Blijven of teruggaan
Het is een gevleugeld gezegde in elke kring van migranten: "Op een dag keer ik terug naar mijn geboorteland." Dat gold ook voor Surinaamse vrouwen die in Nederland een opleiding tot verpleegster volgden. De meesten wisten zeker dat zij na het behalen van hun diploma naar Suriname zouden terugkeren, op z’n minst voor een paar jaar. Dat de meesten toch bleven, had alles te maken met de andere levensfase waarin zij terechtkwamen. Vrouwen leerden hun toekomstige echtgenoot kennen, traden in het huwelijk, kregen meestal ook kinderen. Stuk voor stuk goede redenen om de overtocht keer op keer uit te stellen. En uiteindelijk, zoals dat dan gaat, komt het er niet meer van. Voor de meeste vrouwen die in de jaren ‘50 naar Nederland kwamen, is dit land hun basis gebleven. Ze hebben er het grootste deel van hun leven gewoond, en hun kinderen en kleinkinderen wonen er. Familiebanden spelen voor de meeste vrouwen – daarin verschillen ze niet van andere migranten – een uitermate belangrijke rol bij de beslissing niet terug te keren naar het land van herkomst.

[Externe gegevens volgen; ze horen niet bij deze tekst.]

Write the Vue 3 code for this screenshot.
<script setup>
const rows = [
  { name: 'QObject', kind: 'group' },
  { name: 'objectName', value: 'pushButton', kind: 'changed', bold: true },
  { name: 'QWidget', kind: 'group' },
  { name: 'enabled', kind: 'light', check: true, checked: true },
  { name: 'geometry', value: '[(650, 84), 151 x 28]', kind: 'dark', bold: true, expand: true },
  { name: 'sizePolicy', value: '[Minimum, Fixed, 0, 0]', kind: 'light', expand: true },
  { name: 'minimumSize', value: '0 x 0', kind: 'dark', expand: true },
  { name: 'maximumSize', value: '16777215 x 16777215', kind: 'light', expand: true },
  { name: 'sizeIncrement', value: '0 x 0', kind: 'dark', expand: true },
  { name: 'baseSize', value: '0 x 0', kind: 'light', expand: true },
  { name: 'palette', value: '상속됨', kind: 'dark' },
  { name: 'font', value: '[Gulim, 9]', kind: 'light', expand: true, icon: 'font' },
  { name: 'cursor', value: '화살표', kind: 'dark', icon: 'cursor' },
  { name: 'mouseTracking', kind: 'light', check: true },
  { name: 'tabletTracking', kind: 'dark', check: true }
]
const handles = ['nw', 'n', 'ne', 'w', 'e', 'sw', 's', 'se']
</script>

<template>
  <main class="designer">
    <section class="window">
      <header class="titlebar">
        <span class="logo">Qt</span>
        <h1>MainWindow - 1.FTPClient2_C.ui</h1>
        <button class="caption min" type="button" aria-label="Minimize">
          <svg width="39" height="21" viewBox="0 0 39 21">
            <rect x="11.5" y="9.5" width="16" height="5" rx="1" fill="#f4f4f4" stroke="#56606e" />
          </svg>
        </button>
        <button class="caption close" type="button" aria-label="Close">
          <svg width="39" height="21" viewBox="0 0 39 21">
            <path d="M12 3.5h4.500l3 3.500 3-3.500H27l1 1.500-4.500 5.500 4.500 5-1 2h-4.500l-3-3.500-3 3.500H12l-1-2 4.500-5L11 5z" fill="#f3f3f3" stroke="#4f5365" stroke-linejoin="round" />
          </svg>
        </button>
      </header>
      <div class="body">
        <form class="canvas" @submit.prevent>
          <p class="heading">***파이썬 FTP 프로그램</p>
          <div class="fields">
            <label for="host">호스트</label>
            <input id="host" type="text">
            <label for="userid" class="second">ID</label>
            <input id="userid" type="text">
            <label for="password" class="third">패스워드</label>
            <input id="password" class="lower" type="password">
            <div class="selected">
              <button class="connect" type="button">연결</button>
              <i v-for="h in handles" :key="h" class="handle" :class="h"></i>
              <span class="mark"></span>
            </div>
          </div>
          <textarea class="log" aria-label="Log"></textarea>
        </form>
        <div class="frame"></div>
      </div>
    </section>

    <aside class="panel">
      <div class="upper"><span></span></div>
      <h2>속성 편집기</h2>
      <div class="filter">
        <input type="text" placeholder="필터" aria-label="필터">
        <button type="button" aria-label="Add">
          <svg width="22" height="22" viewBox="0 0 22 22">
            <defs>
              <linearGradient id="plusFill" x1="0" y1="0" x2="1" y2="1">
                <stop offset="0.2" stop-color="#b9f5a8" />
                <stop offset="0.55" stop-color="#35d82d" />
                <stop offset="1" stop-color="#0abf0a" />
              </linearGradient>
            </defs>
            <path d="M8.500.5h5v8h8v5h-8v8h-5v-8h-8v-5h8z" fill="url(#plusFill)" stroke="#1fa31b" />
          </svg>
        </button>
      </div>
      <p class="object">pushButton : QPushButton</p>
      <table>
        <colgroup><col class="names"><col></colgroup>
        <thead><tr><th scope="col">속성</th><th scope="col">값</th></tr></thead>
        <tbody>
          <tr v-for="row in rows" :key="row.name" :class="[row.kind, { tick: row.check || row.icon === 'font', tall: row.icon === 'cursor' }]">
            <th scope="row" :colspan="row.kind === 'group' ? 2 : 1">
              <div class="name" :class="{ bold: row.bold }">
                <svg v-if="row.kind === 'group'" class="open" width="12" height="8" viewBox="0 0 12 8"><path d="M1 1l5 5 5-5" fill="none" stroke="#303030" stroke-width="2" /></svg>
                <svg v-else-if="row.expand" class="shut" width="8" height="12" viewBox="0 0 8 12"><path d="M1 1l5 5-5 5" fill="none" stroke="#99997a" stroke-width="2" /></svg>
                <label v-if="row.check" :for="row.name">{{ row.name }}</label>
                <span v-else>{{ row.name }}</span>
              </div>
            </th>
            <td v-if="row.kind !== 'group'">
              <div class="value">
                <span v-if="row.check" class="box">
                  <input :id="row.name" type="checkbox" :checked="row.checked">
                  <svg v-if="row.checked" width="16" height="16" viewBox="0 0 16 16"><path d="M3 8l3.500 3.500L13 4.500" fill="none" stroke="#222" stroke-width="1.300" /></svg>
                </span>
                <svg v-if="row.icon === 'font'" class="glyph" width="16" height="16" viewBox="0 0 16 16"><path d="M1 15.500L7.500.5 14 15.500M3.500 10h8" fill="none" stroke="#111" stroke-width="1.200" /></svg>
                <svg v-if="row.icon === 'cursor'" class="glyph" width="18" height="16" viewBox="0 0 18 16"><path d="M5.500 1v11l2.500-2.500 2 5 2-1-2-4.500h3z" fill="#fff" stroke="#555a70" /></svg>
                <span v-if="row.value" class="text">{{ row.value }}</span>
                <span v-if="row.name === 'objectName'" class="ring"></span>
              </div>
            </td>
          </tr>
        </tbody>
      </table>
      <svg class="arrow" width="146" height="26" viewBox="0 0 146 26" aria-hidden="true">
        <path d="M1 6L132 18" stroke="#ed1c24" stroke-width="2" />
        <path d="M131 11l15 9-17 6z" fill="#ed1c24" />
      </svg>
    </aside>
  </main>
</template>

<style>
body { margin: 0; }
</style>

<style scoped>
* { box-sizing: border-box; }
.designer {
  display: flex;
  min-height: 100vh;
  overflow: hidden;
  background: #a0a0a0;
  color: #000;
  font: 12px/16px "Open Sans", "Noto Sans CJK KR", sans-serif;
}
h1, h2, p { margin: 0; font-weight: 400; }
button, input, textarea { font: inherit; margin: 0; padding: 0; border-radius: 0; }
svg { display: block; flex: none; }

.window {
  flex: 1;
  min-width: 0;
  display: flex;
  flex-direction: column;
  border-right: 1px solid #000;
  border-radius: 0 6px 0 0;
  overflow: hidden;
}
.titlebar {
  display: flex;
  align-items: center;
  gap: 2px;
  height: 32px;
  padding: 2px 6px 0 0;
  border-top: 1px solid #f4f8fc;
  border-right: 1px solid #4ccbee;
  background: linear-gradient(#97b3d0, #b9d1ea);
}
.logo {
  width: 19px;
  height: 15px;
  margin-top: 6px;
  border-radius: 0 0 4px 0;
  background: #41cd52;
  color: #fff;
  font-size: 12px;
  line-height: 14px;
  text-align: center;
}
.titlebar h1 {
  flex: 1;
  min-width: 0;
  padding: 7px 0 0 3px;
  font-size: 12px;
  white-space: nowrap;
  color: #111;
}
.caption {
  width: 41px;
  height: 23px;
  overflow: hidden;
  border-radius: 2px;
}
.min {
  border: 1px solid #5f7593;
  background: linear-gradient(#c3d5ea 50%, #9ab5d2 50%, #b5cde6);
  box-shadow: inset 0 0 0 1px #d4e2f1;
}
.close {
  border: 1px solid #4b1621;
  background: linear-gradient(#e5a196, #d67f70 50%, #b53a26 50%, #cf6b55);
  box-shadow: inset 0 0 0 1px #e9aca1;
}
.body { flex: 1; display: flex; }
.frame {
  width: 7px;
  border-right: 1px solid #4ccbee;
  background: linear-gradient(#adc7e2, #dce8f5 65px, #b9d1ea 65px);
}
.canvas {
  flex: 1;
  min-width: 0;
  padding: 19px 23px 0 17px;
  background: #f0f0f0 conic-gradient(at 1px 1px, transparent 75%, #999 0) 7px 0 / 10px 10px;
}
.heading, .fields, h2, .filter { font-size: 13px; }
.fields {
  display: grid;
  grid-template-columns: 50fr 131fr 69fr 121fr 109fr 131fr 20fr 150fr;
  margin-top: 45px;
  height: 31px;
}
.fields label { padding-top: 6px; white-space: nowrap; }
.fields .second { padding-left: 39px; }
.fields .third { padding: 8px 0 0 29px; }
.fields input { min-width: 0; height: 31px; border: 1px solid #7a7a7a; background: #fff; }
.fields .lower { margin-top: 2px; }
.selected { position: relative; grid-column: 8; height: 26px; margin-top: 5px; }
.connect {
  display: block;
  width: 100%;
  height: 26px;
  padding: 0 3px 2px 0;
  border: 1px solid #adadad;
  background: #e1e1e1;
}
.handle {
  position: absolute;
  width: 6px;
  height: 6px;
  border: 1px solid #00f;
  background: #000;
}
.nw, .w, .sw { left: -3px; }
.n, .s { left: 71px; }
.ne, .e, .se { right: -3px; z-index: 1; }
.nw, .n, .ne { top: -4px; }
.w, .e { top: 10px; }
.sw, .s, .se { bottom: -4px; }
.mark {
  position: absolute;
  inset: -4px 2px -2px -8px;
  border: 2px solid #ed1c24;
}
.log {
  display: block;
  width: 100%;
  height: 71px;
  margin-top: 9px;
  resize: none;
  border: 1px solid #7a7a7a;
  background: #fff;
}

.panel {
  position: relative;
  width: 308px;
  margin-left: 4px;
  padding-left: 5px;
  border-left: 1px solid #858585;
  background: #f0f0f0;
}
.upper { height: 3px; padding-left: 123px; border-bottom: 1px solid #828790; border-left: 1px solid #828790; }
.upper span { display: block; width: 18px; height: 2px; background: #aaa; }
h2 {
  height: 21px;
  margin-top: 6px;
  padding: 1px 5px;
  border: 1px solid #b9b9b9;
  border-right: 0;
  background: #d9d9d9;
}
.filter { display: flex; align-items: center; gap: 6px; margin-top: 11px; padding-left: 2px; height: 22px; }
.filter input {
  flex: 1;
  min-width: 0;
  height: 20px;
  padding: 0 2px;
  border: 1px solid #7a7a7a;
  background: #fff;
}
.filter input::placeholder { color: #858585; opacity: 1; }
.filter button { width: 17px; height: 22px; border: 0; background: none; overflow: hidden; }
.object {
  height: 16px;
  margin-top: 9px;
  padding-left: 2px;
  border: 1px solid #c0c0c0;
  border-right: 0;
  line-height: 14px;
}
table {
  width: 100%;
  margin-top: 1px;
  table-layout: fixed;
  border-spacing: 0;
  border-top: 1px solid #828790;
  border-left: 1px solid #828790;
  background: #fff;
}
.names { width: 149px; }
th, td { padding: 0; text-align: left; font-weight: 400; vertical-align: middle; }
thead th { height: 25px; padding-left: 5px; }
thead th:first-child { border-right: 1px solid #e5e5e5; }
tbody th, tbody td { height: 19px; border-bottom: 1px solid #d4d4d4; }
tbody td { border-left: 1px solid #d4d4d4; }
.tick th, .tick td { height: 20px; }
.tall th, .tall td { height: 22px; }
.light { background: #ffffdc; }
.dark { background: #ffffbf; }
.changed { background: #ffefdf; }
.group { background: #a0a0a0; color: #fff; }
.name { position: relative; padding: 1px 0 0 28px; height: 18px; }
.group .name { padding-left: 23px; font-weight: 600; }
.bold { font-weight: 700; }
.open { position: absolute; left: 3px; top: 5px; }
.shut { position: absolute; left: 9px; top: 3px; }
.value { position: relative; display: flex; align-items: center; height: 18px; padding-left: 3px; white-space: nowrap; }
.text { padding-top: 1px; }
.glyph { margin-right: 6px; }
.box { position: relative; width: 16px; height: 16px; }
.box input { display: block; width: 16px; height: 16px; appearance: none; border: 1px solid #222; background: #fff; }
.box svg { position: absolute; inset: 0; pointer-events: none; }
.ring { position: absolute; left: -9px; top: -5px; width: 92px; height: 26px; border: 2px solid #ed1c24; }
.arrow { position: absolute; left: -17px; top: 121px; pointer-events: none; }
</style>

Een kwart van de Surinaamse vrouwen keerde na verloop van tijd om verschillende redenen naar Suriname terug. Bijvoorbeeld vanwege de ziekte van hun moeder of omdat hun man er werk kreeg. Zelden vertrok iemand vanwege omstandigheden in Nederland. Wie een baan wilde, had werk en er waren voldoende mogelijkheden voor nieuwe opleidingen. Ook de aanpassing was inmiddels zo ver voortgeschreden dat de meesten zich thuis voelden in Nederland. Niemand werd verteerd door heimwee, wel bleef er soms iets kriebelen. Een aantal vrouwen is teruggegaan omdat er een beroep op hen werd gedaan. In de jaren ‘50 hadden Nederlandse instellingen hun oog laten vallen op arbeidskrachten overzee, maar 20 jaar later zocht Suriname naar overzees opgeleid kader om een bijdrage aan het vaderland te leveren.